Work to be completed: Give again only the lines running from the one with "Clone this table" through the one with "string; dec: string;", inclusive. Omit every picture.

[Code that builds pages]

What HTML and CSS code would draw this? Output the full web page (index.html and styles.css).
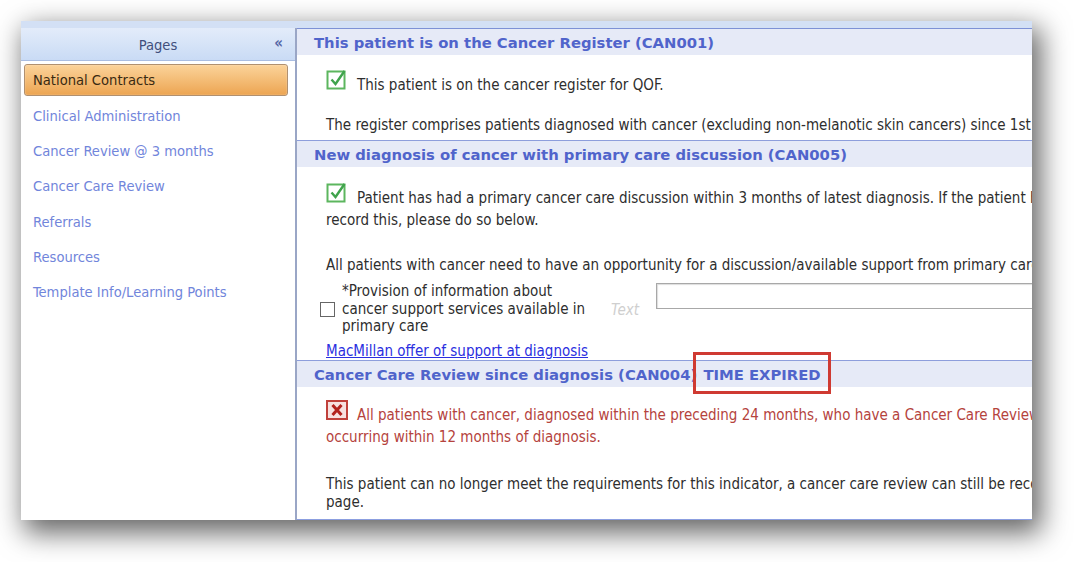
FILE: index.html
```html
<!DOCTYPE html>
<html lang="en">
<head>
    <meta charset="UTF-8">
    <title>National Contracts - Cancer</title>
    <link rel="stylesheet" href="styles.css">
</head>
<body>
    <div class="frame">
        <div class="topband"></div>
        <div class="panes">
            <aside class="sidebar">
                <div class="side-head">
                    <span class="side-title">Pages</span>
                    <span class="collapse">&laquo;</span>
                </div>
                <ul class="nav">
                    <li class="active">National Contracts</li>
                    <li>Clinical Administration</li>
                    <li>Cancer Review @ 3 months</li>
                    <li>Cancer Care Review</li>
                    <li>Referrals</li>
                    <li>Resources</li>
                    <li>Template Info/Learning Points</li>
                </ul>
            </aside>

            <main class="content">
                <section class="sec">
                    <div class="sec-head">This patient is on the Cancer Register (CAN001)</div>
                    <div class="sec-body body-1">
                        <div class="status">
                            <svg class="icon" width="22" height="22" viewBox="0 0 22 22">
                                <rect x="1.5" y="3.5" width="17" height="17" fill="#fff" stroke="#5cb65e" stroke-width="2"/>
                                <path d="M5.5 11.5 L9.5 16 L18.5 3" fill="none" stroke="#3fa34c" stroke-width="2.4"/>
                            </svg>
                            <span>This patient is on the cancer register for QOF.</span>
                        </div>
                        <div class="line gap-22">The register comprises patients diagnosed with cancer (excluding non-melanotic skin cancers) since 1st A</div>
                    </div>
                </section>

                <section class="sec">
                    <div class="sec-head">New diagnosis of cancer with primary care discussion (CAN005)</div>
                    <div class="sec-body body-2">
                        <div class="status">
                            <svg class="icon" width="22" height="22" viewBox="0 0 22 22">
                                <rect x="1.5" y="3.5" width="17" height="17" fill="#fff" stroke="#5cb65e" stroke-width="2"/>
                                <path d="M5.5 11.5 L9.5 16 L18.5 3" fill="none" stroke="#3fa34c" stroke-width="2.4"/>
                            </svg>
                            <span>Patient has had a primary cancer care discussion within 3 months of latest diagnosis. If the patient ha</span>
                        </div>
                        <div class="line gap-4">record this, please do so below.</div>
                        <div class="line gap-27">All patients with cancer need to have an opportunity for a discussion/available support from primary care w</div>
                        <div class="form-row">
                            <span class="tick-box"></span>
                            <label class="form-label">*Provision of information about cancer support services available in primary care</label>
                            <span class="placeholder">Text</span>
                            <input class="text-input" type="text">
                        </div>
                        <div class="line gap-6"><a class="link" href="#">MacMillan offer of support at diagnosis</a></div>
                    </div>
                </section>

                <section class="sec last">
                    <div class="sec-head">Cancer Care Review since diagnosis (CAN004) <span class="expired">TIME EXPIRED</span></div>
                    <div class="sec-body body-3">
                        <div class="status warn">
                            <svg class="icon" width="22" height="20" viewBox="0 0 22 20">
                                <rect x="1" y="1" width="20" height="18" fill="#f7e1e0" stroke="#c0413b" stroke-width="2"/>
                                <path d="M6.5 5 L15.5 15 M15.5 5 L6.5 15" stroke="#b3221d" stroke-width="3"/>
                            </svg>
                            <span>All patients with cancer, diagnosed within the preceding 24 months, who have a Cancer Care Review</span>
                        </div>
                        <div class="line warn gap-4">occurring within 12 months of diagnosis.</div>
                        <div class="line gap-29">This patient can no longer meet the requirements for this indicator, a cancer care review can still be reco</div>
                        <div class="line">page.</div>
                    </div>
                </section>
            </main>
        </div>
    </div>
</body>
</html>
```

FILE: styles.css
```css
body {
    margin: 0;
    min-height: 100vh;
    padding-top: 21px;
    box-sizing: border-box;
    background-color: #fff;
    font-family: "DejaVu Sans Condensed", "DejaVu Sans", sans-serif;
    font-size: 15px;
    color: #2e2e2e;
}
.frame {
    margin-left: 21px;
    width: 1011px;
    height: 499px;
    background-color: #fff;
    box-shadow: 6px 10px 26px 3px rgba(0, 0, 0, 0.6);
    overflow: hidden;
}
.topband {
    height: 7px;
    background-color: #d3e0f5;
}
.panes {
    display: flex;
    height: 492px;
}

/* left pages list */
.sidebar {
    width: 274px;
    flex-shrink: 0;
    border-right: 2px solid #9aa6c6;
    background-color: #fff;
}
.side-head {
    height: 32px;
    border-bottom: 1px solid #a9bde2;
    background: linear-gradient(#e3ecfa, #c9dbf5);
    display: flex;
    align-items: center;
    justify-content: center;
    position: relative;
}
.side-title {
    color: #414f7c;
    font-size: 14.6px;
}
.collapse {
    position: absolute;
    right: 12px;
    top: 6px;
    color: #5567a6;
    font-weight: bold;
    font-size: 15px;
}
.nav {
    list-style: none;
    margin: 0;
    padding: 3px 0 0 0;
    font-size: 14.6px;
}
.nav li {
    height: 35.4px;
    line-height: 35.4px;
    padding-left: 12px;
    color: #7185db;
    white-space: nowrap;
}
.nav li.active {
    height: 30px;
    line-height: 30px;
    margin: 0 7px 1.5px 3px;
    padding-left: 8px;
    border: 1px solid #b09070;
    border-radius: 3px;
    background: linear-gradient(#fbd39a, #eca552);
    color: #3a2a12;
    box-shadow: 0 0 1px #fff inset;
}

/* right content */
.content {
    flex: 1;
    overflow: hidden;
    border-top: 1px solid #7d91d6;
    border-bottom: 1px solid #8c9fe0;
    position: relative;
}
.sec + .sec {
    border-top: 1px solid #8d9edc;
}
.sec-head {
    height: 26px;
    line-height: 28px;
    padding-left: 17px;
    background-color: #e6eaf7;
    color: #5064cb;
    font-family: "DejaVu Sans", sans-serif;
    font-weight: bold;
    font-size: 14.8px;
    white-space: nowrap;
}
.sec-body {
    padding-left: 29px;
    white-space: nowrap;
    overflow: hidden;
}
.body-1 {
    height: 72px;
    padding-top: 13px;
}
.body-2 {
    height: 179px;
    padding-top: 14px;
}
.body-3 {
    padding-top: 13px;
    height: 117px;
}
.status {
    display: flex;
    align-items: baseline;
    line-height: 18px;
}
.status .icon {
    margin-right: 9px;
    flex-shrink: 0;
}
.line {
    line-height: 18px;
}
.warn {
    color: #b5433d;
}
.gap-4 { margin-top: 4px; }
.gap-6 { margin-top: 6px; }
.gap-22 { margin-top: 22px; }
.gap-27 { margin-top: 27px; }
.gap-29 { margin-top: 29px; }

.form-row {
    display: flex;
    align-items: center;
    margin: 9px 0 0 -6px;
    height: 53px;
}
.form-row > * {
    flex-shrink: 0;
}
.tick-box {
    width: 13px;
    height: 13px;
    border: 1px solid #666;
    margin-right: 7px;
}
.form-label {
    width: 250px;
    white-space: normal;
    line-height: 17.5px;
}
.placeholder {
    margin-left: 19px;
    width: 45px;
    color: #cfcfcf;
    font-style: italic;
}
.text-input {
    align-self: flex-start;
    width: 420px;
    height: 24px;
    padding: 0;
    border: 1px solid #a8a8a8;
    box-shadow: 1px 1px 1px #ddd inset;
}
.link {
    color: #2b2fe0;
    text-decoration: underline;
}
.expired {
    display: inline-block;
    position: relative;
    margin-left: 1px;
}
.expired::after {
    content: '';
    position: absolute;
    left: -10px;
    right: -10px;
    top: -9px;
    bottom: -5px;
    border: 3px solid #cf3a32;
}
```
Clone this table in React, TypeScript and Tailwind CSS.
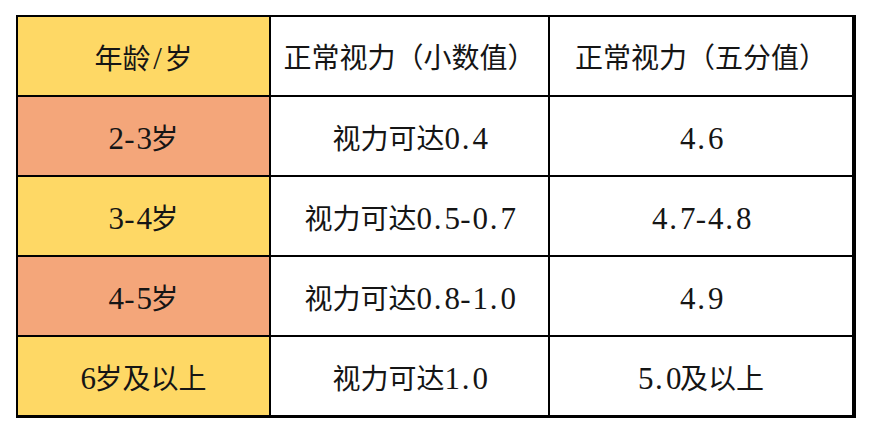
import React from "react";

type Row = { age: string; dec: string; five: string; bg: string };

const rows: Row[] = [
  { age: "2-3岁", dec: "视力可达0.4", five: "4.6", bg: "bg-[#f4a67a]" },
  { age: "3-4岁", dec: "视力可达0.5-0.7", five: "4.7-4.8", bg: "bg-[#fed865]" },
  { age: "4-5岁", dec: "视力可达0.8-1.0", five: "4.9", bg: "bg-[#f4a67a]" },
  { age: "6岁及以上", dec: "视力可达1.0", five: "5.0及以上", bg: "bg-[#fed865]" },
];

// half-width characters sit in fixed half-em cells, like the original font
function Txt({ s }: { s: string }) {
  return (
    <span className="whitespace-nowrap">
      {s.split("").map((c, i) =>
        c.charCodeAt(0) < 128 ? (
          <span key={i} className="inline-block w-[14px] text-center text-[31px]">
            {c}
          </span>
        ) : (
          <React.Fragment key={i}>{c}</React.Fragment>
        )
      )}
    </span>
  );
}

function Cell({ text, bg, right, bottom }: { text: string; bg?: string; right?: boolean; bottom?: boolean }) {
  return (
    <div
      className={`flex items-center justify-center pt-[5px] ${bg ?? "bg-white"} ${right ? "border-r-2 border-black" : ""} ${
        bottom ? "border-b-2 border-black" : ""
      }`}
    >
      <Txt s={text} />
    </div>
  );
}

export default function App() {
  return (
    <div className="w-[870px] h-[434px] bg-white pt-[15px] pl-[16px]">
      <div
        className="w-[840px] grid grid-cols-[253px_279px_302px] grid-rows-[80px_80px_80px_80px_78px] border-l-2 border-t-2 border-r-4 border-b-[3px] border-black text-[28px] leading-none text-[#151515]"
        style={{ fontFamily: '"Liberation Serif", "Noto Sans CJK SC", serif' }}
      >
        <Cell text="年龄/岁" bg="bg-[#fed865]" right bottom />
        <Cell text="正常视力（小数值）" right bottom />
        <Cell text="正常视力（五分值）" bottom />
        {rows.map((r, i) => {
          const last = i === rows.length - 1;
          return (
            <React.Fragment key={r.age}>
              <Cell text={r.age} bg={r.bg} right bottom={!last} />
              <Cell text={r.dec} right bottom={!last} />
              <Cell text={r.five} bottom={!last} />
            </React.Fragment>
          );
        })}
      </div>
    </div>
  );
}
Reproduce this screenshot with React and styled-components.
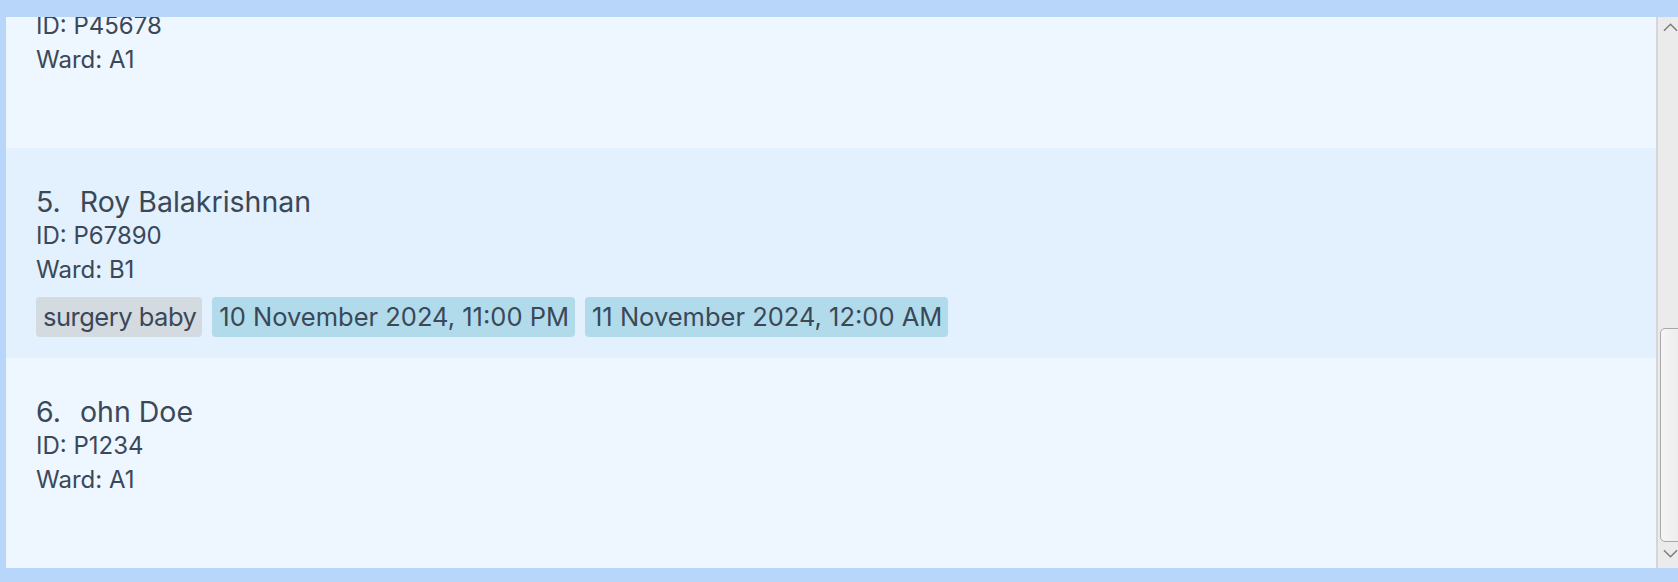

Full output:
Clone this table in React, TypeScript and Tailwind CSS.
import React from "react";

type Row = { age: string; dec: string; five: string; bg: string };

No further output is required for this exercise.